Participants remarked on the benefits of their new knowledge.
“I teach phytosanitary standards, and SPS regulations for MSc Crop Protection. I have learnt a lot in the current Plant Health Risk Analysis training, including steps in pest risk analysis (PRA), application of PRA procedures and how to carry out comprehensive PRA. I will apply these in teaching procedures for PRA and designing students’ practical exercises on how to carry out PRA,” said Prof Muthomi, Lecturer at the Crop Protection Department, University Nairobi, Kenya.

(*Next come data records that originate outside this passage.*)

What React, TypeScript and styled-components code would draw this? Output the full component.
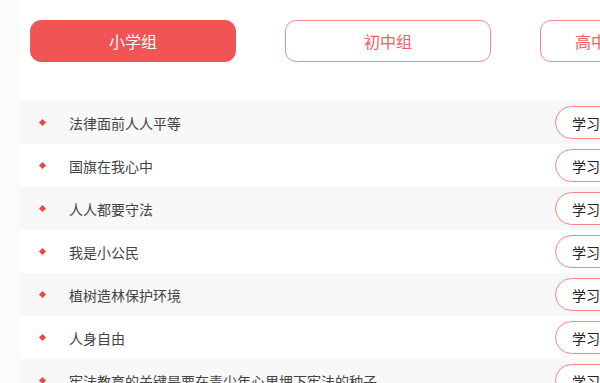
import styled, { createGlobalStyle } from "styled-components";

const GlobalStyle = createGlobalStyle`
  html, body {
    margin: 0;
    padding: 0;
    overflow: hidden;
    background: #fbfbfb;
    font-family: "Liberation Sans", "Noto Sans CJK SC", sans-serif;
  }
`;

const Panel = styled.div`
  width: 627px;
  margin-left: 20px;
  background: #ffffff;
  min-height: 383px;
`;

const TabBar = styled.div`
  display: flex;
  gap: 49px;
  width: 638px;
  box-sizing: border-box;
  padding: 20px 0 39px 10px;
`;

const Tab = styled.button<{ $active?: boolean; $fluid?: boolean }>`
  flex: ${(p) => (p.$fluid ? "1 1 auto" : "0 0 206px")};
  min-width: 0;
  height: 42px;
  box-sizing: border-box;
  border-radius: 11px;
  border: 1px solid ${(p) => (p.$active ? "#f05454" : "#f58b8b")};
  background: ${(p) => (p.$active ? "#f05454" : "#ffffff")};
  color: ${(p) => (p.$active ? "#ffffff" : "#f06161")};
  font-family: "Liberation Sans", "Noto Sans CJK SC", sans-serif;
  font-size: 16px;
  white-space: nowrap;
  padding: 0;
  cursor: pointer;
`;

const List = styled.ul`
  list-style: none;
  margin: 0;
  padding: 0;
`;

const Row = styled.li<{ $shade: boolean }>`
  display: flex;
  align-items: center;
  height: 43px;
  padding-right: 20px;
  background: ${(p) => (p.$shade ? "#f8f8f8" : "#ffffff")};
`;

const Bullet = styled.span`
  width: 5px;
  height: 5px;
  margin: 0 24px 0 20px;
  background: #f04545;
  transform: rotate(45deg);
  flex-shrink: 0;
`;

const Title = styled.span`
  flex: 1;
  font-size: 14px;
  color: #444444;
  white-space: nowrap;
`;

const LearnButton = styled.button`
  width: 72px;
  height: 33px;
  box-sizing: border-box;
  border: 1px solid #f58585;
  border-radius: 17px;
  background: #ffffff;
  color: #222222;
  font-family: "Liberation Sans", "Noto Sans CJK SC", sans-serif;
  font-size: 14px;
  text-align: left;
  padding: 0 0 0 16px;
  white-space: nowrap;
  cursor: pointer;
`;

const tabs = ["小学组", "初中组", "高中组"];

const lessons = [
  "法律面前人人平等",
  "国旗在我心中",
  "人人都要守法",
  "我是小公民",
  "植树造林保护环境",
  "人身自由",
  "宪法教育的关键是要在青少年心里埋下宪法的种子",
];

export default function App() {
  return (
    <>
      <GlobalStyle />
      <Panel>
        <TabBar>
          {tabs.map((t, i) => (
            <Tab key={t} $active={i === 0} $fluid={i === tabs.length - 1}>
              {t}
            </Tab>
          ))}
        </TabBar>
        <List>
          {lessons.map((l, i) => (
            <Row key={l} $shade={i % 2 === 0}>
              <Bullet />
              <Title>{l}</Title>
              <LearnButton>学习</LearnButton>
            </Row>
          ))}
        </List>
      </Panel>
    </>
  );
}
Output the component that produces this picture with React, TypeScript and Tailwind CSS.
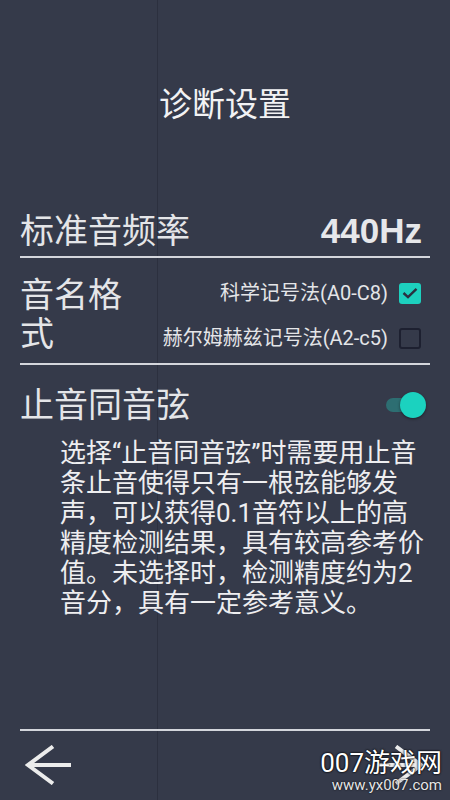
const FONT = "font-['Roboto','Noto_Sans_CJK_SC',sans-serif]";

const Divider = () => <div className="h-[2px] bg-[#d4d6dc]" />;

const CheckBox = ({ checked }: { checked: boolean }) =>
  checked ? (
    <div className="flex h-[21px] w-[22px] items-center justify-center rounded-[3px] bg-[#1dd0be]">
      <svg width="16" height="12" viewBox="0 0 16 12" fill="none">
        <path d="M1.5 6 L6 10.2 L14.5 1.8" stroke="#2a3040" strokeWidth="2.4" />
      </svg>
    </div>
  ) : (
    <div className="h-[21px] w-[22px] rounded-[3px] border-2 border-[#1d2030]" />
  );

const Option = ({ label, checked }: { label: string; checked: boolean }) => (
  <div className="flex h-[22px] items-center gap-[11px]">
    <span className="text-[20px] leading-[22px] text-[#e4e5e8]">{label}</span>
    <CheckBox checked={checked} />
  </div>
);

const Toggle = () => (
  <div className="relative mr-[4px] h-[26px] w-[40px]">
    <div className="absolute left-0 top-[6px] h-[14px] w-[34px] rounded-full bg-[#2d6e72]" />
    <div className="absolute left-[14px] top-0 h-[26px] w-[26px] rounded-full bg-[#1bd2bf] shadow-[0_1px_3px_rgba(0,0,0,0.45)]" />
  </div>
);

const Arrow = ({ flip }: { flip?: boolean }) => (
  <svg
    width="47"
    height="40"
    viewBox="0 0 47 40"
    fill="none"
    className={flip ? '-scale-x-100' : ''}
  >
    <path d="M46 20 H4 M28 1.5 L3 20 L28 38.5" stroke="#ececec" strokeWidth="4" />
  </svg>
);

export default function App() {
  return (
    <div className={`relative h-[800px] w-[450px] overflow-hidden bg-[#353a4a] ${FONT}`}>
      {/* faint seam down the screen */}
      <div className="absolute bottom-0 left-[157px] top-0 w-px bg-[#2c303f]" />

      <div className="relative flex flex-col px-[20px]">
        <h1 className="pt-[88px] text-center text-[33px] font-normal leading-[33px] text-[#f2f2f4]">
          诊断设置
        </h1>

        {/* standard pitch */}
        <div className="mt-[93px] flex h-[34px] items-center justify-between">
          <span className="text-[34px] leading-[34px] text-[#e4e5e8]">标准音频率</span>
          <span className="mr-[8px] font-['Liberation_Sans',sans-serif] text-[35px] font-bold leading-[34px] text-[#e6e7ea]">
            440Hz
          </span>
        </div>
        <div className="mt-[8px]">
          <Divider />
        </div>

        {/* note naming */}
        <div className="flex items-start justify-between pb-[9px] pt-[18px]">
          <span className="w-[110px] text-[34px] leading-[39px] text-[#e4e5e8]">音名格式</span>
          <div className="mr-[9px] mt-[6px] flex flex-col items-end gap-[23px]">
            <Option label="科学记号法(A0-C8)" checked />
            <Option label="赫尔姆赫兹记号法(A2-c5)" checked={false} />
          </div>
        </div>
        <Divider />

        {/* muted string */}
        <div className="mt-[23px] flex h-[34px] items-center justify-between">
          <span className="text-[34px] leading-[34px] text-[#e4e5e8]">止音同音弦</span>
          <Toggle />
        </div>
        <p className="mt-[16px] pl-[40px] text-[26px] leading-[30px] text-[#eeeef0]">
          选择“止音同音弦”时需要用止音条止音使得只有一根弦能够发声，可以获得0.1音符以上的高精度检测结果，具有较高参考价值。未选择时，检测精度约为2音分，具有一定参考意义。
        </p>

        <div className="mt-[111px]">
          <Divider />
        </div>
        <div className="mt-[14px] flex items-center justify-between pl-[5px] pr-[6px]">
          <Arrow />
          <Arrow flip />
        </div>
      </div>

      <div className="absolute bottom-[6px] right-[8px] flex flex-col items-end">
        <span className="text-[26px] leading-[28px] text-white [text-shadow:0_0_2px_#000,0_0_2px_#000]">
          007游戏网
        </span>
        <span className="text-[15px] leading-[17px] text-[#e6e6e6] [text-shadow:0_0_2px_#000]">
          www.yx007.com
        </span>
      </div>
    </div>
  );
}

“My interest in plant health started while implementing a STDF project that aimed to reduce the interception on Uganda rose for the EU market. I further participated in Australia- Africa Plant Biosecurity Partnership Project on biosecurity risk analysis. My skills and capacity have greatly improved and my role coordinating pest reporting and record keeping between growers and NPPO has will be greatly enhanced,” said Esther Nekambi, Program officer from the Flower Exporters Association Uganda.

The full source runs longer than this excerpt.